Dans une infinité de gestes, nous voyons des actualisations de l’Évangile : J’ai eu faim et vous m’avez donné à manger. J’ai eu soif et vous m’avez donné à boire. J’étais très malade et vous m’avez visité. On se plaint parfois que nos concitoyens ne viennent plus à l’église. Mais il faut aussi reconnaître que, lorsque des catastrophes se produisent, un grand élan de solidarité se manifeste. Nous sommes toujours impressionnés par la capacité de nos gens à se mobiliser, à s’impliquer et à donner.

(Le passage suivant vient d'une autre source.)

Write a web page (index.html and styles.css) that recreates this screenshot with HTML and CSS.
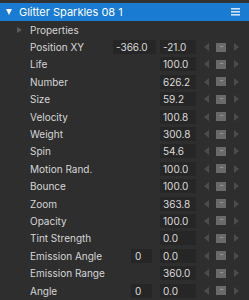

Et les gens le font, non pas simplement parce que c’est leur devoir, mais surtout parce qu’ils sont touchés par la souffrance de leurs concitoyens. — Survint, sur la route, un Samaritain qui, en voyant l’homme blessé sur le bord de la route, fut pris de pitié. Tout de suite il s’arrêta et lui porta secours. —- Comme le fils était encore loin, son père l’aperçut et fut remué dans ses entrailles. Il courut se jeter à son cou. — Dans le cortège, il y avait la mère, une veuve, qui venant de perdre son fils unique. En la voyant, le Seigneur fut pris de pitié.
Les gestes de secours et de solidarité de nos concitoyens pour aider les personnes malades, motivés par la compassion devant la souffrance et la misère, sont certainement des signes de l’énergie de la Résurrection. Par ces gestes nous devenons de meilleurs humains. Il y aura malheureusement encore de nombreux morts. Mais une lutte pour la vie est sérieusement engagée. Nous devenons de plus en plus soucieux du soin qu’il faut accorder à la vie. La Bonne Nouvelle de la Résurrection continue de travailler le monde en vue de la réalisation du Royaume. Rendons grâce à celui qui nous inspire et nous entraîne : le Ressuscité présent dans le pain et le vin de notre eucharistie.